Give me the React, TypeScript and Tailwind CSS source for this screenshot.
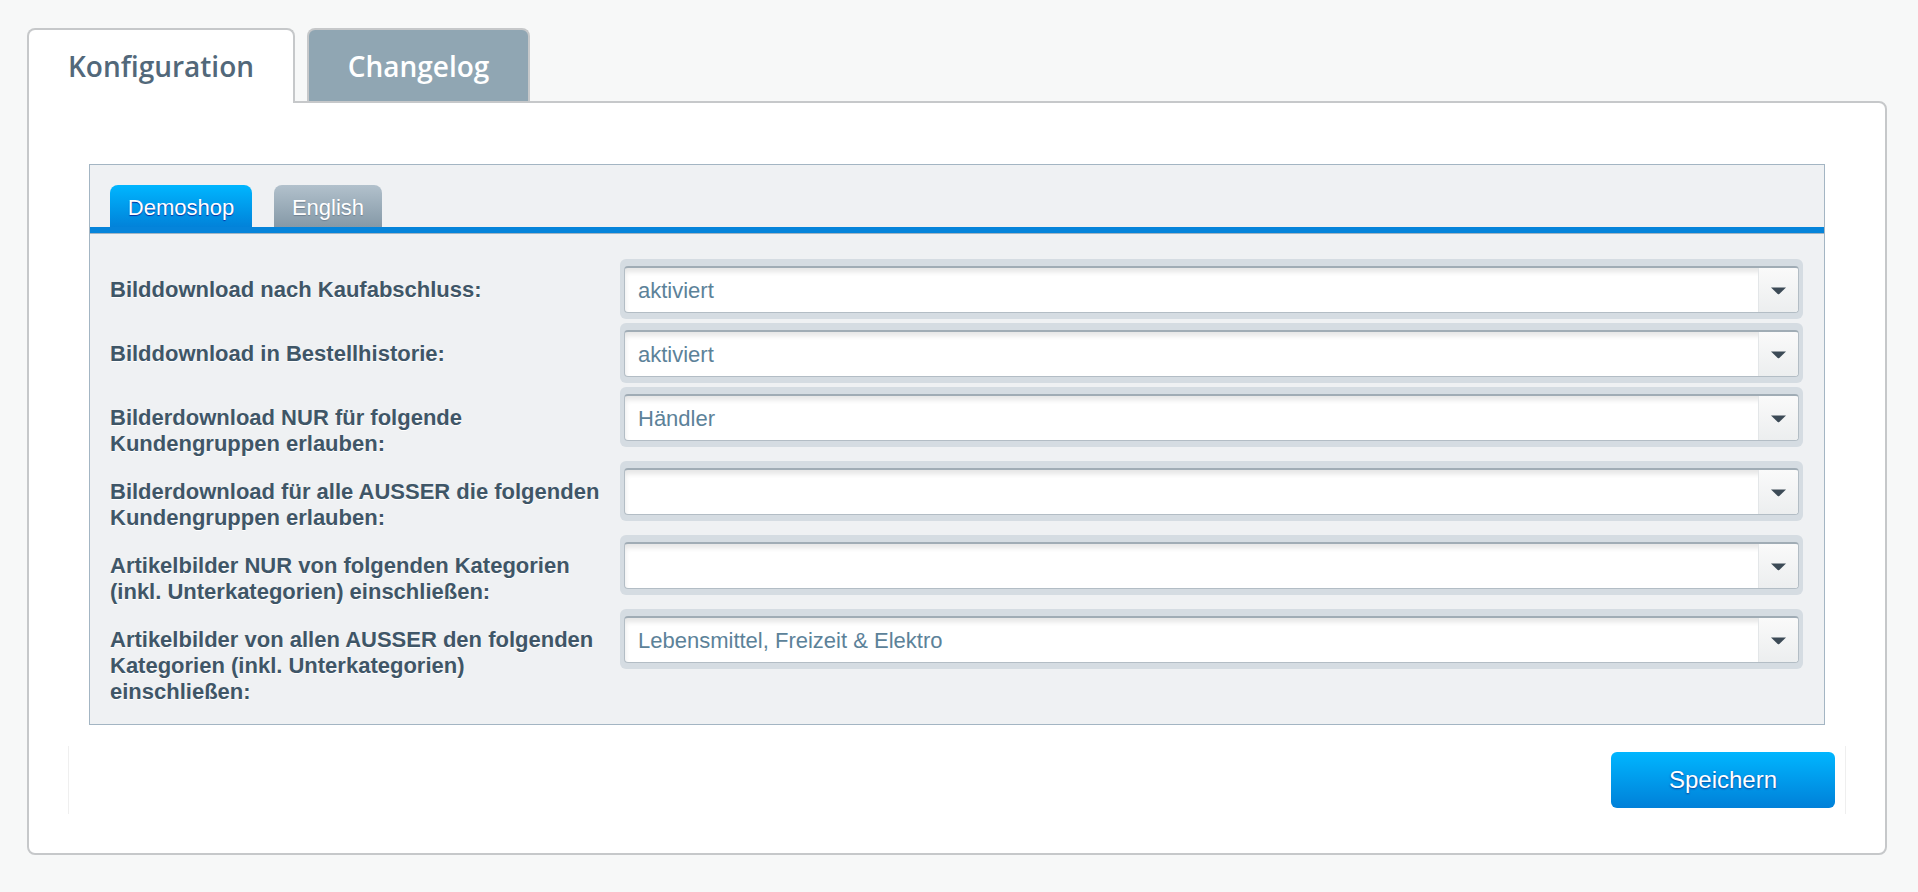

____

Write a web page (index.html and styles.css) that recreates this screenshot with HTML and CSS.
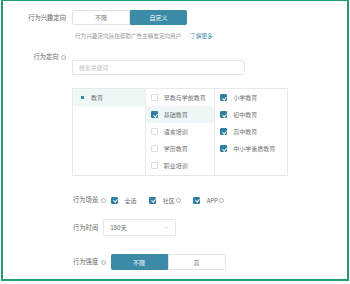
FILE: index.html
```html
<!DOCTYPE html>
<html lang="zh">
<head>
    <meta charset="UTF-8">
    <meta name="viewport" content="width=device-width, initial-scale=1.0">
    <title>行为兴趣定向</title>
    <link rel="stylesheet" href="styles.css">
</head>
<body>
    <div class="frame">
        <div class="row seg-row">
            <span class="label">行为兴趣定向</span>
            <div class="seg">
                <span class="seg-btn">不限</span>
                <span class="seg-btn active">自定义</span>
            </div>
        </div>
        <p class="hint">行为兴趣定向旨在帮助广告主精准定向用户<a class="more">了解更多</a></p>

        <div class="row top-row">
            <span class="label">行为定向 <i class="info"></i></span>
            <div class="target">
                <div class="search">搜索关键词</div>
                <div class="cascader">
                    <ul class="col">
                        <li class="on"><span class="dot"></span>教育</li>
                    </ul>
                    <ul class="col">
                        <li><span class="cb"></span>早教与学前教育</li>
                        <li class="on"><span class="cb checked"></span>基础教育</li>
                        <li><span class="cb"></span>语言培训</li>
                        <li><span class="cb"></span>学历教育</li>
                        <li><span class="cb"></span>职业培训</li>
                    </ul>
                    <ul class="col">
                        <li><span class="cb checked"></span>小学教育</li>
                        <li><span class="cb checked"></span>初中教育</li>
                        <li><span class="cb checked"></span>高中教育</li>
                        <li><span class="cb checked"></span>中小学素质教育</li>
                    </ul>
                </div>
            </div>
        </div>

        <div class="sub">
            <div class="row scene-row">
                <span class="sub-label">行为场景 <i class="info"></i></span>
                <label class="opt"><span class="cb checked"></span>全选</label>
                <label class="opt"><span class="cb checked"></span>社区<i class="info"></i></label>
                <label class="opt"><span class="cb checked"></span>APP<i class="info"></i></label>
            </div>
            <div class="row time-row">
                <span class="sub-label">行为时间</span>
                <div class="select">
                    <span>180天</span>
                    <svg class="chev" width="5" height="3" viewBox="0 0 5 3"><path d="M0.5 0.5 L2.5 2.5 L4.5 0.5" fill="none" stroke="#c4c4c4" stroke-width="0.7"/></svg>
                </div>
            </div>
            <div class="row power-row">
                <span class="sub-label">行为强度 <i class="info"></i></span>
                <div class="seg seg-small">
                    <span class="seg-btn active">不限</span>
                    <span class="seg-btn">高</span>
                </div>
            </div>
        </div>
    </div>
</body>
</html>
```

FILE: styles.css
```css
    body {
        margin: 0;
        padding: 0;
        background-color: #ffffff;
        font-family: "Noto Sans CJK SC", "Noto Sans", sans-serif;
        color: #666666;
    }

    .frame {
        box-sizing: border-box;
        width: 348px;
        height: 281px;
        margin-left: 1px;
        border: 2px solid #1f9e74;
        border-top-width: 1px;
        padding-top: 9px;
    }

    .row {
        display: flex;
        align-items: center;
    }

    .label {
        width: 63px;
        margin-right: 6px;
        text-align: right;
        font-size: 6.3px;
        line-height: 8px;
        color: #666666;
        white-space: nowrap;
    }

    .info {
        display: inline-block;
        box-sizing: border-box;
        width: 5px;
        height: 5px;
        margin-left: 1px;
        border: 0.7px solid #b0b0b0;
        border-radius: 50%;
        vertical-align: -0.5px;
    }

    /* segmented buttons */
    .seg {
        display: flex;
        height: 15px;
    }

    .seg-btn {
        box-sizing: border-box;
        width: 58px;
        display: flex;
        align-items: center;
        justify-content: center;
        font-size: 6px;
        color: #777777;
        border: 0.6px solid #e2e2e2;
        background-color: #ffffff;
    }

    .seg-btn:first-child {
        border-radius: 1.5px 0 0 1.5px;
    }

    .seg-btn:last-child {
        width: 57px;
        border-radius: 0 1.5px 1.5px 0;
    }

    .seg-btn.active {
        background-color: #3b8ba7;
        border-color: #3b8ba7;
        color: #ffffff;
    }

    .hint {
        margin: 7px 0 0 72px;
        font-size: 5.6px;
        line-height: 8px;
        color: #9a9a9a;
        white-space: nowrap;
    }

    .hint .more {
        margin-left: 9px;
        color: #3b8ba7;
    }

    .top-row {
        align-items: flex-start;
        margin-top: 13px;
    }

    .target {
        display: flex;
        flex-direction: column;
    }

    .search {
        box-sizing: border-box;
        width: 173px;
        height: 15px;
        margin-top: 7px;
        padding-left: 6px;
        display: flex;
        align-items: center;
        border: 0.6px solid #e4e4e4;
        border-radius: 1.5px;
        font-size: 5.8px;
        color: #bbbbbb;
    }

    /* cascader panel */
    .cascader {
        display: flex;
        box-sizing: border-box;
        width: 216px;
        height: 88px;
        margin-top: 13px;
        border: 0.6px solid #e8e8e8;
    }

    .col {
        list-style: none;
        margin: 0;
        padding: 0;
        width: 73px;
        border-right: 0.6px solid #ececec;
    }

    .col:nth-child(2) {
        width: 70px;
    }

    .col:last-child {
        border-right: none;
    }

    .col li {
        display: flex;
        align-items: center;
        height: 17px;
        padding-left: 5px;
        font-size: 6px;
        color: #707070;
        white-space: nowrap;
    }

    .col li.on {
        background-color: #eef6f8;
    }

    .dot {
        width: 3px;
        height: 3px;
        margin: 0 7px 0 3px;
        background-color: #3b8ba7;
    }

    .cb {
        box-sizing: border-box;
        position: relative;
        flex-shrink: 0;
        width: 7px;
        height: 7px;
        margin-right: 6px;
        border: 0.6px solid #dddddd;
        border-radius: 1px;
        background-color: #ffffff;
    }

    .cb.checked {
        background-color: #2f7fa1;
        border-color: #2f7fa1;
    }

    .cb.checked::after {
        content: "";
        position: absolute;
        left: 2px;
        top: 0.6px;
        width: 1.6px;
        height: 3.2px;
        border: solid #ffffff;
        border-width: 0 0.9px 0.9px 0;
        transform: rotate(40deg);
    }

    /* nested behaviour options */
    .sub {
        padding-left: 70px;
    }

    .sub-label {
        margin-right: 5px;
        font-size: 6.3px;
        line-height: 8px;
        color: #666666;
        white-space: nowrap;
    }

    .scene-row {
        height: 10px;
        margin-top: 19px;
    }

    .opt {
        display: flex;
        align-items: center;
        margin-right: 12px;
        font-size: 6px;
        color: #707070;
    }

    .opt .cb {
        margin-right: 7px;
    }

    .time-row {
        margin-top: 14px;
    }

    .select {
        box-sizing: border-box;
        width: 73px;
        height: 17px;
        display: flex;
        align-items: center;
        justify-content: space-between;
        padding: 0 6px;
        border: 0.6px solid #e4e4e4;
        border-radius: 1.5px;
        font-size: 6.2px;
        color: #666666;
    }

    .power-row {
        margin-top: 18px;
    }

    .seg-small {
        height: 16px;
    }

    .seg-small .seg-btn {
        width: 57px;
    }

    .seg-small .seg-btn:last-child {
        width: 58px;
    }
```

____

Pick out the lines that include the word "this" and write them out.

_TASK SOLUTION_:
Give me the React, TypeScript and Tailwind CSS source for this screenshot.
Write a web page (index.html and styles.css) that recreates this screenshot with HTML and CSS.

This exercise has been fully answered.